Sometimes I am my future self.
I've had this blog since I was 18; the first post is from the beginning of my second year of college. In some ways, that was a long time ago; in other ways, it wasn't. It's been a bit over 5.5 years, though, and I'm feeling reflective today.
I'll often say I blog for an audience of one, which is my future self. And sometimes when I'm searching back through old posts for a link or a note I think I've put there, I'm struck by a phrase and think "ah, yes - and the future self I meant to write this for has turned out to be me, right now." Here's what caught me today.
First, something that's still very much true.
I’m not sure where people get the idea I’m organized. I’m really a massive entropy-spreading mess who’s developed a lot of coping mechanisms out of sheer desperation. --October 2, 2006
And then (with a spelling correction on "believe") something that has indeed been confirmed (in my experience) to be true - although I never dreamed that things like TOSW and opensource.com would exist back then. I thought I was just talking crazy.
I believe many unix/open-source development tenets are useful in engineering and business in general, namely small is beautiful, choose portability over efficiency, and use leverage to your advantage (meaning “don’t reinvent the wheel” and “build on / stitch together the work of others whenever possible”). --August 16, 2006
From right around the time I first met Greg and was told that what I was doing - what I'd been doing unconsciously for years, all the while feeling guilty that I wasn't spending all my time doing the "hardcore engineering" that I was supposed to - was community capacity-building:
Skills management. It is a problem. We are all learning how to solve it. This is a tough question, because conventional management training (I may be speaking wrongly, as I have little formal business training and have not read every book on the subject – but I’ve read a lot and asked around a lot) seems to focus on how to run things when you do have a chain of hired command. When you can’t order people to do things, you have to use other ways of getting things beyond your individual capacity to happen. How do you do that? --October 9, 2008
And something that still terrifies me to this day, and I think always will.
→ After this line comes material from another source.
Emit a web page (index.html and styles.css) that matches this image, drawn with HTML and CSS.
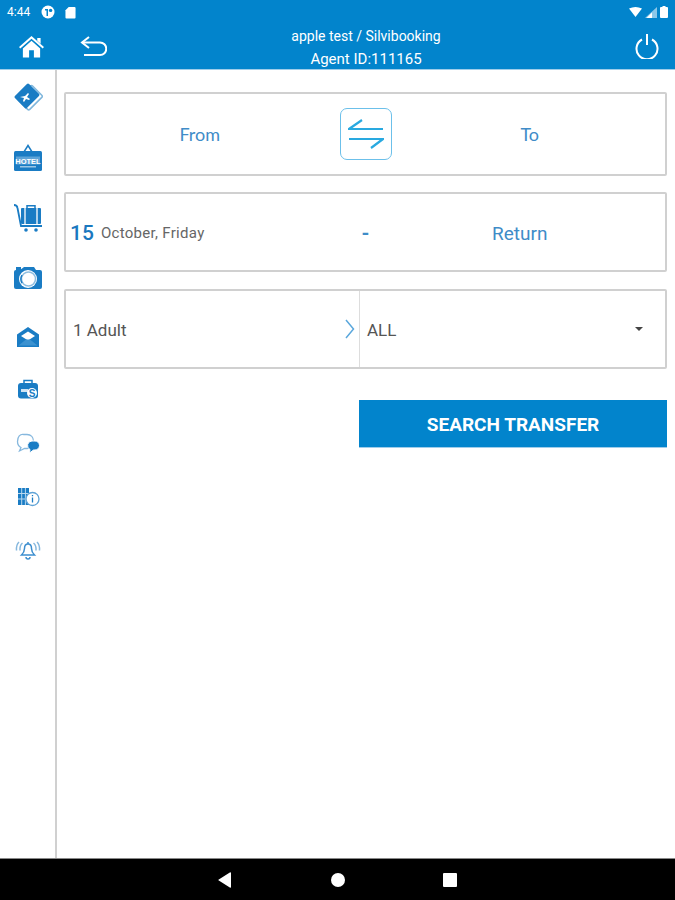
FILE: index.html
```html
<!DOCTYPE html>
<html lang="en">
<head>
    <meta charset="UTF-8">
    <meta name="viewport" content="width=device-width, initial-scale=1.0">
    <title>Transfer search</title>
    <link rel="stylesheet" href="styles.css">
</head>
<body>
    <header class="top">
        <div class="status-bar">
            <div class="status-left">
                <span class="clock">4:44</span>
                <svg class="status-icon" width="14" height="14" viewBox="0 0 14 14"><circle cx="7" cy="7" r="6.5" fill="#fff"/><path d="M4 4h3v7H5.500V5.500H4z" fill="#0284cc"/><circle cx="9.600" cy="5.400" r="1.700" fill="#0284cc"/></svg>
                <svg class="status-icon" width="11" height="13" viewBox="0 0 12 14"><path d="M4 1h6.500q1 0 1 1v10.500q0 1-1 1H1.500q-1 0-1-1V4.500z" fill="#fff"/></svg>
            </div>
            <div class="status-right">
                <svg width="13" height="10" viewBox="0 0 13 10"><path d="M0 1.500Q6.500-1.500 13 1.500L6.500 10z" fill="#fff"/></svg>
                <svg width="12" height="11" viewBox="0 0 12 11"><path d="M12 0v11H0z" fill="#fff" opacity=".55"/><path d="M7 5.500V11H1.500z" fill="#fff"/></svg>
                <svg width="8" height="12" viewBox="0 0 8 12"><path d="M2.500 0h3v1H7q1 0 1 1v9q0 1-1 1H1q-1 0-1-1V2q0-1 1-1h1.500z" fill="#fff"/></svg>
            </div>
        </div>
        <div class="toolbar">
            <div class="home-cell">
                <svg width="27" height="23" viewBox="0 0 28 24"><path d="M1 12.500 14 1l13 11.500-1.300 1.500L14 3.800 2.300 14z" fill="#fff"/><path d="M20 3h3.500v6L20 6z" fill="#fff"/><path d="M5 14 14 6l9 8v9.500h-6.500V16h-5v7.500H5z" fill="#fff"/></svg>
            </div>
            <div class="back-cell">
                <svg width="27" height="21" viewBox="0 0 27 21" fill="none" stroke="#fff" stroke-width="2"><path d="M9 1 2 6.500 9 12"/><path d="M2 6.500h18a6 6 0 0 1 0 12.500H4"/></svg>
            </div>
            <div class="agent">
                <div class="agent-name">apple test / Silvibooking</div>
                <div class="agent-id">Agent ID:111165</div>
            </div>
            <div class="power-cell">
                <svg width="24" height="25" viewBox="0 0 24 25" fill="none" stroke="#fff" stroke-width="2"><path d="M7 5.500a10.500 10.500 0 1 0 10 0"/><path d="M12 0v11"/></svg>
            </div>
        </div>
    </header>

    <div class="page">
        <nav class="side">
            <!-- ticket -->
            <svg width="30" height="30" viewBox="0 0 30 30"><g transform="rotate(45 15 15)"><rect x="9" y="4" width="16" height="20" rx="1.500" fill="#fff" stroke="#7fb6dc" stroke-width="1.500"/><rect x="5" y="5" width="17" height="20" rx="1.500" fill="#1a7cc4"/></g><path d="M7 15l5-1 3-3 1 1-2 3 3 2-1 1-3-1-2 3-1-1 1-3z" fill="#fff"/></svg>
            <!-- hotel -->
            <svg width="30" height="30" viewBox="0 0 30 30"><path d="M15 1 10 9h1.800L15 4l3.200 5H20z" fill="#1a7cc4"/><rect x="1" y="8" width="28" height="20" rx="1.500" fill="#1a7cc4"/><rect x="3" y="13.500" width="24" height="8" fill="#5da4d8"/><text x="15" y="20.500" class="hotel-word">HOTEL</text><rect x="7" y="23" width="16" height="1.500" fill="#9cc6e4"/></svg>
            <!-- luggage cart -->
            <svg width="30" height="30" viewBox="0 0 30 30" fill="none"><path d="M1 2q3 0 3.500 3L8 23h21" stroke="#1a7cc4" stroke-width="1.800"/><rect x="8" y="5" width="20" height="16" rx="1" fill="#1a7cc4"/><path d="M14 5V2.800h8V5" stroke="#1a7cc4" stroke-width="1.500"/><path d="M12 5v16M24 5v16" stroke="#fff" stroke-width="1.300"/><circle cx="13" cy="27" r="1.800" fill="#1a7cc4"/><circle cx="23" cy="27" r="1.800" fill="#1a7cc4"/></svg>
            <!-- camera -->
            <svg width="30" height="30" viewBox="0 0 30 30"><rect x="1" y="6" width="28" height="19" rx="2" fill="#1a7cc4"/><rect x="3" y="3" width="5" height="3" fill="#1a7cc4"/><path d="M7 6h16l-2-3H11z" fill="#1a7cc4"/><circle cx="15" cy="15" r="9" fill="#fff"/><circle cx="15.500" cy="15" r="7" fill="none" stroke="#8fbee0" stroke-width="1.500"/><path d="M9 11a8 8 0 0 0 0 8" fill="none" stroke="#1a7cc4" stroke-width="1.500"/></svg>
            <!-- open envelope -->
            <svg width="30" height="30" viewBox="0 0 30 30"><path d="M4 12.500 15 5l11 7.500v12.500H4z" fill="#1a7cc4"/><path d="M8 14 15 9.500l7 4.500-7 4.500z" fill="#fff"/><path d="M5.500 23.500l7.500-6h4l7.500 6z" fill="#3c92d0"/></svg>
            <!-- wallet / case -->
            <svg width="30" height="30" viewBox="0 0 30 30"><path d="M11 8V5.500h8V8" fill="none" stroke="#1a7cc4" stroke-width="1.500"/><rect x="5" y="8" width="20" height="15.500" rx="3" fill="#1a7cc4"/><path d="M8 14h7v3H8z" fill="#cfe3f3"/><circle cx="19" cy="18" r="5" fill="#fff"/><text x="19" y="21.500" class="case-mark">S</text></svg>
            <!-- chat -->
            <svg width="30" height="30" viewBox="0 0 30 30" fill="none"><path d="M8 18.500l-1.500 3.500 5-2.500h2.500c4 0 6.500-3 6.500-7s-2.500-7-6.500-7h-3C7 4.500 4.500 8 4.500 12.500c0 2.500 1.300 5 3.500 6z" stroke="#86b8de" stroke-width="1.300"/><path d="M17 20.500l-.5 3.500 4-3h1.500a4.500 4.500 0 0 0 0-9h-3a4.500 4.500 0 0 0-2 8.500z" fill="#1a7cc4" stroke="#fff"/></svg>
            <!-- building info -->
            <svg width="30" height="30" viewBox="0 0 30 30"><rect x="5" y="6" width="11" height="17" fill="#1a7cc4"/><path d="M8.700 6v17M12.400 6v17M5 11.500h11M5 17h11" stroke="#b9d8ee"/><circle cx="19.500" cy="17" r="6.500" fill="#fff" stroke="#5fa3d6" stroke-width="1.300"/><path d="M19.500 15.500v5M19.500 13v1.300" stroke="#1a7cc4" stroke-width="1.300"/></svg>
            <!-- bell -->
            <svg width="30" height="30" viewBox="0 0 30 30" fill="none" stroke="#3d8fcf" stroke-width="1.500"><path d="M15 9c-2.500 0-3.500 2-3.500 4.500 0 3-1.500 5-3 6.500h13c-1.500-1.500-3-3.500-3-6.500C18.500 11 17.500 9 15 9z"/><path d="M13 22a2 2 0 0 0 4 0M15 7v2"/><path d="M9.500 8Q6.500 10.500 7 15.500M6 7Q3 10 3.500 15.500M20.500 8q3 2.500 2.500 7.500M24 7q3 3 2.500 8.500" stroke="#86b8de"/></svg>
        </nav>

        <main class="content">
            <section class="card route-card">
                <div class="route-label route-from">From</div>
                <div class="swap">
                    <svg width="36" height="30" viewBox="0 0 36 30" fill="none" stroke="#29a9e0" stroke-width="2.200"><path d="M14 1 1 10h34"/><path d="M23 29 35 20H1"/></svg>
                </div>
                <div class="route-label">To</div>
            </section>

            <section class="card date-card">
                <div class="date">
                    <span class="date-day">15</span>
                    <span class="date-text">October, Friday</span>
                </div>
                <div class="date-dash">-</div>
                <div class="date-return">Return</div>
            </section>

            <section class="card pax-card">
                <div class="pax">
                    <span>1 Adult</span>
                    <svg width="10" height="20" viewBox="0 0 10 20" fill="none" stroke="#5aa7dc" stroke-width="1.500"><path d="M1 1l7.500 9L1 19"/></svg>
                </div>
                <div class="filter">
                    <span>ALL</span>
                    <span class="caret"></span>
                </div>
            </section>

            <div class="actions">
                <button class="search-btn" type="button">SEARCH TRANSFER</button>
            </div>
        </main>
    </div>

    <footer class="nav-bar">
        <svg width="14" height="16" viewBox="0 0 14 16"><path d="M13 1v14a.8.8 0 0 1-1.200.6L.8 8.600a.7.7 0 0 1 0-1.200L11.800.4A.8.8 0 0 1 13 1z" fill="#fff"/></svg>
        <span class="nav-dot"></span>
        <span class="nav-square"></span>
    </footer>
</body>
</html>
```

FILE: styles.css
```css
:root {
    --brand: #0284cc;
    --border: #d0d0d0;
    --link: #3f8cc8;
}
html, body {
    height: 100%;
}
body {
    margin: 0;
    display: flex;
    flex-direction: column;
    overflow: hidden;
    background-color: #fff;
    font-family: Roboto, "Liberation Sans", sans-serif;
    color: #555;
}
.top {
    height: 69px;
    background-color: var(--brand);
    border-bottom: 1px solid #9fcdea;
    color: #fff;
    flex: none;
}
.status-bar {
    height: 24px;
    display: flex;
    justify-content: space-between;
    align-items: center;
    padding: 0 7px;
}
.status-left {
    display: flex;
    align-items: center;
    gap: 10px;
}
.clock {
    font-size: 12px;
    width: 24px;
}
.status-right {
    display: flex;
    align-items: center;
    gap: 3px;
}
.toolbar {
    height: 45px;
    display: grid;
    grid-template-columns: 57px 60px 1fr 60px;
    grid-template-rows: 45px;
    align-items: center;
}
.home-cell {
    display: flex;
    justify-content: center;
    padding-left: 5px;
}
.back-cell {
    padding-left: 23px;
    display: flex;
}
.power-cell {
    padding-left: 20px;
    display: flex;
}
.agent {
    text-align: center;
    padding-top: 2px;
}
.agent-name {
    font-size: 14px;
    line-height: 23px;
}
.agent-id {
    font-size: 15px;
    line-height: 23px;
}
.page {
    flex: 1;
    display: flex;
    min-height: 0;
}
.side {
    width: 55px;
    flex: none;
    border-right: 2px solid var(--border);
    display: grid;
    grid-template-rows: 61px 60px 61px 58px 53px 54px 53px 53px 30px;
    justify-items: center;
    align-content: start;
    padding-top: 12px;
}
.side svg {
    margin-left: 1px;
}
.hotel-word {
    font-family: "Liberation Sans", sans-serif;
    font-size: 7.500px;
    font-weight: 700;
    fill: #fff;
    text-anchor: middle;
}
.case-mark {
    font-family: "Liberation Sans", sans-serif;
    font-size: 10px;
    font-weight: 700;
    fill: #1a7cc4;
    text-anchor: middle;
}
.content {
    flex: 1;
    padding: 22px 8px 0 7px;
    display: flex;
    flex-direction: column;
}
.card {
    border: 2px solid var(--border);
    border-radius: 2px;
    box-sizing: border-box;
}
.route-card {
    height: 84px;
    display: grid;
    grid-template-columns: 1fr 58px 1fr;
    align-items: center;
}
.route-label {
    text-align: center;
    font-family: Lato, sans-serif;
    font-size: 18px;
    color: var(--link);
}
.route-from {
    padding-right: 3px;
}
.swap {
    width: 52px;
    height: 52px;
    box-sizing: border-box;
    justify-self: center;
    border: 1px solid #6cc0ea;
    border-radius: 7px;
    display: flex;
    align-items: center;
    justify-content: center;
}
.date-card {
    height: 80px;
    margin-top: 16px;
    padding-top: 2px;
    display: grid;
    grid-template-columns: 1fr 58px 1fr;
    align-items: center;
}
.date {
    display: flex;
    align-items: center;
    gap: 7px;
    padding-left: 4px;
}
.date-day {
    font-size: 21px;
    font-weight: 500;
    color: #1a78bf;
}
.date-text {
    font-size: 15px;
    letter-spacing: .3px;
    color: #666;
}
.date-dash {
    text-align: center;
    font-size: 20px;
    font-weight: 700;
    color: var(--link);
}
.date-return {
    text-align: center;
    padding-right: 20px;
    font-size: 19px;
    color: var(--link);
}
.pax-card {
    height: 80px;
    margin-top: 17px;
    display: grid;
    grid-template-columns: 294px 1fr;
    font-size: 17px;
}
.pax {
    display: flex;
    align-items: center;
    justify-content: space-between;
    padding: 2px 4px 0 7px;
    border-right: 1px solid #ddd;
}
.pax svg {
    margin-top: -2px;
}
.filter {
    display: flex;
    align-items: center;
    justify-content: space-between;
    padding: 2px 22px 0 7px;
}
.caret {
    width: 0;
    height: 0;
    margin-top: -2px;
    border-left: 4.500px solid transparent;
    border-right: 4.500px solid transparent;
    border-top: 4px solid #444;
}
.actions {
    display: flex;
    justify-content: flex-end;
    margin-top: 31px;
}
.search-btn {
    width: 308px;
    height: 48px;
    border: 0;
    border-bottom: 1px solid #9fcdea;
    padding-top: 3px;
    background-color: var(--brand);
    color: #fff;
    font-family: Roboto, sans-serif;
    font-size: 19px;
    font-weight: 700;
}
.nav-bar {
    height: 42px;
    flex: none;
    background-color: #000;
    border-top: 1px solid #888;
    display: grid;
    grid-template-columns: 1fr 1fr 1fr;
    padding: 0 218px;
    box-sizing: border-box;
    align-items: center;
    justify-items: center;
}
.nav-bar svg {
    justify-self: start;
}
.nav-dot {
    width: 14px;
    height: 14px;
    border-radius: 50%;
    margin-left: 1px;
    background-color: #fff;
}
.nav-square {
    width: 14px;
    height: 14px;
    border-radius: 1px;
    background-color: #fff;
    justify-self: end;
}
```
It scares me to be uncrippling myself. It is the right thing, and I’m much more… me, that way. Have more capacity to do things, good things, be a better person. And it’s dangerous for me to be that better person, because maybe because of something that I’ve unlocked today, it gives me the freedom and the ability to lash out and hurt someone badly. And I’d rather crush myself than have that happen. But I’d rather take the risk that I may have to do that later than to definitely suffocate myself, slowly, right now. --December 20, 2008
It's nice to see how much I've grown and changed (or haven't) over the past few years, and how much more infinitely far I have to go.